Based on available information, attackers managed to access and exfiltrate approximately 4 terabytes of audio data tied to around 40,000 contractors registered on Mercor. The stolen data reportedly includes:

  • Voice recordings in multiple languages used for AI model training
  • Identifying information linked to each contractor
  • Session metadata from recording tasks

As of now, Mercor has not issued a detailed public statement about the attack vector or the steps taken to contain the damage. The sheer scale — 4TB is an enormous amount of audio — strongly suggests that the unauthorized access was neither accidental nor brief.

What This Really Means

This incident exposes a structural crack in the AI data supply chain. Data contractors are the invisible workforce that makes generative AI possible, yet they rarely have clear visibility into how their contributions are stored or what happens if that data is compromised. Voice is a particularly sensitive data type: it can be weaponized for voice cloning, used to bypass biometric authentication systems, or leveraged to build disturbingly precise profiles of individuals. Mercor — and by extension its corporate clients — carry a responsibility here that was clearly not being managed with adequate seriousness.

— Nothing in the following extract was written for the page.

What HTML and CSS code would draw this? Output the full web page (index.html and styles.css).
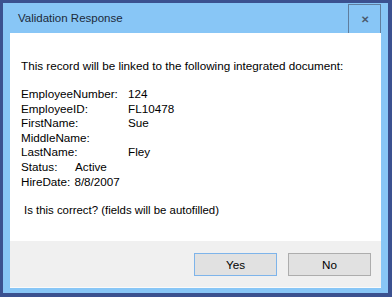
FILE: index.html
```html
<!DOCTYPE html>
<html lang="en">
<head>
    <meta charset="UTF-8">
    <title>Validation Response</title>
    <link rel="stylesheet" href="styles.css">
</head>
<body>
    <div class="frame">
        <div class="titlebar">
            <span class="title">Validation Response</span>
            <div class="close">&#10005;</div>
        </div>
        <div class="content">
            <p class="intro">This record will be linked to the following integrated document:</p>
            <div class="fields">
                <div class="row"><span class="label">EmployeeNumber:</span><span>124</span></div>
                <div class="row"><span class="label">EmployeeID:</span><span>FL10478</span></div>
                <div class="row"><span class="label">FirstName:</span><span>Sue</span></div>
                <div class="row"><span class="label">MiddleName:</span><span></span></div>
                <div class="row"><span class="label">LastName:</span><span>Fley</span></div>
                <div class="row"><span class="label short">Status:</span><span>Active</span></div>
                <div class="row"><span class="label shorter">HireDate:</span><span>8/8/2007</span></div>
            </div>
            <p class="question">Is this correct? (fields will be autofilled)</p>
        </div>
        <div class="footer">
            <button class="btn focused">Yes</button>
            <button class="btn">No</button>
        </div>
    </div>
</body>
</html>
```

FILE: styles.css
```css
body {
    margin: 0;
    background: #3b5190;
    font-family: 'Liberation Sans', Arial, sans-serif;
    font-size: 11.7px;
    color: #000;
}
.frame {
    margin: 3px 4px 4px 3px;
    height: 290px;
    box-sizing: border-box;
    background: #88c6f6;
    padding: 0 7px 5px 7px;
    display: flex;
    flex-direction: column;
}
.titlebar {
    height: 30px;
    display: flex;
    align-items: center;
    justify-content: space-between;
}
.title {
    margin-left: 8px;
    color: #1c2a3a;
    font-size: 11.5px;
}
.close {
    width: 31px;
    height: 28px;
    margin-top: 1px;
    border: 1px solid #5f7d9d;
    border-bottom: none;
    display: flex;
    align-items: center;
    justify-content: center;
    color: #4b5b6e;
    font-size: 10px;
    font-weight: bold;
}
.content {
    height: 208px;
    background: #fff;
    padding: 0 11px;
    overflow: hidden;
}
.intro {
    margin: 26px 0 0 0;
    line-height: 14px;
}
.fields {
    margin-top: 14px;
    line-height: 14.6px;
}
.row {
    display: flex;
    white-space: nowrap;
}
.label {
    width: 107px;
    flex-shrink: 0;
}
.label.short {
    width: 54px;
}
.label.shorter {
    width: auto;
    margin-right: 4px;
}
.question {
    margin: 15px 0 0 3px;
    font-size: 11.4px;
}
.footer {
    flex: 1;
    background: #f0f0f0;
    display: flex;
    justify-content: flex-end;
    align-items: flex-start;
    padding: 12px 10px 0 0;
    gap: 11px;
    border-bottom: 1px solid #fafafa;
}
.btn {
    width: 83px;
    height: 23px;
    font-family: 'Liberation Sans', Arial, sans-serif;
    font-size: 11.7px;
    background: #e1e1e1;
    border: 1px solid #adadad;
    color: #000;
    padding: 0;
}
.btn.focused {
    border-color: #7eb4ea;
}
```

What Comes Next for the Industry

This breach should function as a fire alarm for the entire AI data training industry. Regulators in Europe — with the EU AI Act already in motion — and other jurisdictions now have a concrete, large-scale case to demand minimum security standards from platforms handling workers' biometric data. Expect to see:

  • Regulatory investigations across multiple countries
  • Class action lawsuits from affected contractors
  • Contract reviews between data platforms and major AI labs

The big AI companies that outsource data collection will also need to answer a harder question: what security standards do they actually require from their suppliers? Because if training data can be compromised at this scale, the entire trust chain breaks down — and that's a problem that goes well beyond Mercor.

The uncomfortable question that lingers: if 4TB of human voices can be stolen this easily, how many similar incidents are happening right now without anyone finding out?